— start of PROVIDED DATA —

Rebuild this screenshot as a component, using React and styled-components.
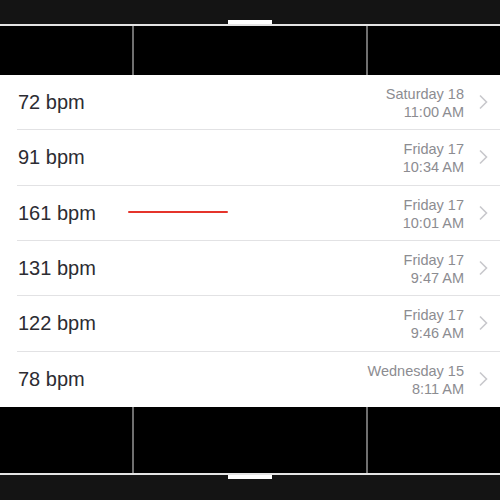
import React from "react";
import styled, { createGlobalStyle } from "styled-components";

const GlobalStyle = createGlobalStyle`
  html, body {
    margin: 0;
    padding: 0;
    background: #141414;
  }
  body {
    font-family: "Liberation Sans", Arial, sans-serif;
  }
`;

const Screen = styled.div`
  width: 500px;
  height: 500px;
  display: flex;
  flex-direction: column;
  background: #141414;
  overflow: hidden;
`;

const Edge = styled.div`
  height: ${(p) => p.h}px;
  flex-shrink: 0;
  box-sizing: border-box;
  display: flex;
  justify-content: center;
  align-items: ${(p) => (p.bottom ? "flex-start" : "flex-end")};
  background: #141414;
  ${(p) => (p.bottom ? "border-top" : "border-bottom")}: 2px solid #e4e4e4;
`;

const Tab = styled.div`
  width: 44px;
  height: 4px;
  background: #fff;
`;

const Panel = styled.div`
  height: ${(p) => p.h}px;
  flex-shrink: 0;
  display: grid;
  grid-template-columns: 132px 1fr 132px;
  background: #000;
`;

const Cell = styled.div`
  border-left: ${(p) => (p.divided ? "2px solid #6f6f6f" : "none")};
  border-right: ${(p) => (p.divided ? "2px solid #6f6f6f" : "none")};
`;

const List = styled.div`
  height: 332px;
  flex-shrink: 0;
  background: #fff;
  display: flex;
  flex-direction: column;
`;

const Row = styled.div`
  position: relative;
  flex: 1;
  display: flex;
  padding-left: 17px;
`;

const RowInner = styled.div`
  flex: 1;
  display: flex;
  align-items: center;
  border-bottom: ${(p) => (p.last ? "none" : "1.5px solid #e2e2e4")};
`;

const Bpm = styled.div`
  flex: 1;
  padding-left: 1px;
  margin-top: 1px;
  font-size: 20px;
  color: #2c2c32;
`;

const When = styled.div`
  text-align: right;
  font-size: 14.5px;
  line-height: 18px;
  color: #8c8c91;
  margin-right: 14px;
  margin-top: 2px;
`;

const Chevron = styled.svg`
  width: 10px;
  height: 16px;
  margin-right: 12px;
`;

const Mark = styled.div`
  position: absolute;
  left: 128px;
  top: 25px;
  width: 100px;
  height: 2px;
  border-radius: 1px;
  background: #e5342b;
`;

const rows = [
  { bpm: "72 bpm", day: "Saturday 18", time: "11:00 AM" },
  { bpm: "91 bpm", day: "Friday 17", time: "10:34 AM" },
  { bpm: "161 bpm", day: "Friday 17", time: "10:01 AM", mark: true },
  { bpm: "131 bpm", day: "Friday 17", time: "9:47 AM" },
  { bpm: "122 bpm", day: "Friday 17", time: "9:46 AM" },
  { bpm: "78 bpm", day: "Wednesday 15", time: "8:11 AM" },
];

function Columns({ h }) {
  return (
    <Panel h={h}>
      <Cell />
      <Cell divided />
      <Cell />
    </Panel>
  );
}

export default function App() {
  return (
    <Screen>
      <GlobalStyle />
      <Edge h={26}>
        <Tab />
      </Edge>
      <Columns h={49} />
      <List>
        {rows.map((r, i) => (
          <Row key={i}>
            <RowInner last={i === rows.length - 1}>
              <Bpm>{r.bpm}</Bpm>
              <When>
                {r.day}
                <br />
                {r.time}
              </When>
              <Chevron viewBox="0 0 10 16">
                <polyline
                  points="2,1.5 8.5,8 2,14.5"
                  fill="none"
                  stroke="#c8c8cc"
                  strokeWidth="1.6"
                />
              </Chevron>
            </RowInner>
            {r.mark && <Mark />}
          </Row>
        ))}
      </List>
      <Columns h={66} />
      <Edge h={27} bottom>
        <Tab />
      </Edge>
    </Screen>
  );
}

— end of PROVIDED DATA —

* [WHAT IS BEING ASKED]:
Repeat the listing verbatim. Skip the pictures.

* [EXERCISE RESPONSE]:
Rebuild this screenshot as a component, using React and styled-components.
import React from "react";
import styled, { createGlobalStyle } from "styled-components";

const GlobalStyle = createGlobalStyle`
  html, body {
    margin: 0;
    padding: 0;
    background: #141414;
  }
  body {
    font-family: "Liberation Sans", Arial, sans-serif;
  }
`;

const Screen = styled.div`
  width: 500px;
  height: 500px;
  display: flex;
  flex-direction: column;
  background: #141414;
  overflow: hidden;
`;

const Edge = styled.div`
  height: ${(p) => p.h}px;
  flex-shrink: 0;
  box-sizing: border-box;
  display: flex;
  justify-content: center;
  align-items: ${(p) => (p.bottom ? "flex-start" : "flex-end")};
  background: #141414;
  ${(p) => (p.bottom ? "border-top" : "border-bottom")}: 2px solid #e4e4e4;
`;

const Tab = styled.div`
  width: 44px;
  height: 4px;
  background: #fff;
`;

const Panel = styled.div`
  height: ${(p) => p.h}px;
  flex-shrink: 0;
  display: grid;
  grid-template-columns: 132px 1fr 132px;
  background: #000;
`;

const Cell = styled.div`
  border-left: ${(p) => (p.divided ? "2px solid #6f6f6f" : "none")};
  border-right: ${(p) => (p.divided ? "2px solid #6f6f6f" : "none")};
`;

const List = styled.div`
  height: 332px;
  flex-shrink: 0;
  background: #fff;
  display: flex;
  flex-direction: column;
`;

const Row = styled.div`
  position: relative;
  flex: 1;
  display: flex;
  padding-left: 17px;
`;

const RowInner = styled.div`
  flex: 1;
  display: flex;
  align-items: center;
  border-bottom: ${(p) => (p.last ? "none" : "1.5px solid #e2e2e4")};
`;

const Bpm = styled.div`
  flex: 1;
  padding-left: 1px;
  margin-top: 1px;
  font-size: 20px;
  color: #2c2c32;
`;

const When = styled.div`
  text-align: right;
  font-size: 14.5px;
  line-height: 18px;
  color: #8c8c91;
  margin-right: 14px;
  margin-top: 2px;
`;

const Chevron = styled.svg`
  width: 10px;
  height: 16px;
  margin-right: 12px;
`;

const Mark = styled.div`
  position: absolute;
  left: 128px;
  top: 25px;
  width: 100px;
  height: 2px;
  border-radius: 1px;
  background: #e5342b;
`;

const rows = [
  { bpm: "72 bpm", day: "Saturday 18", time: "11:00 AM" },
  { bpm: "91 bpm", day: "Friday 17", time: "10:34 AM" },
  { bpm: "161 bpm", day: "Friday 17", time: "10:01 AM", mark: true },
  { bpm: "131 bpm", day: "Friday 17", time: "9:47 AM" },
  { bpm: "122 bpm", day: "Friday 17", time: "9:46 AM" },
  { bpm: "78 bpm", day: "Wednesday 15", time: "8:11 AM" },
];

function Columns({ h }) {
  return (
    <Panel h={h}>
      <Cell />
      <Cell divided />
      <Cell />
    </Panel>
  );
}

export default function App() {
  return (
    <Screen>
      <GlobalStyle />
      <Edge h={26}>
        <Tab />
      </Edge>
      <Columns h={49} />
      <List>
        {rows.map((r, i) => (
          <Row key={i}>
            <RowInner last={i === rows.length - 1}>
              <Bpm>{r.bpm}</Bpm>
              <When>
                {r.day}
                <br />
                {r.time}
              </When>
              <Chevron viewBox="0 0 10 16">
                <polyline
                  points="2,1.5 8.5,8 2,14.5"
                  fill="none"
                  stroke="#c8c8cc"
                  strokeWidth="1.6"
                />
              </Chevron>
            </RowInner>
            {r.mark && <Mark />}
          </Row>
        ))}
      </List>
      <Columns h={66} />
      <Edge h={27} bottom>
        <Tab />
      </Edge>
    </Screen>
  );
}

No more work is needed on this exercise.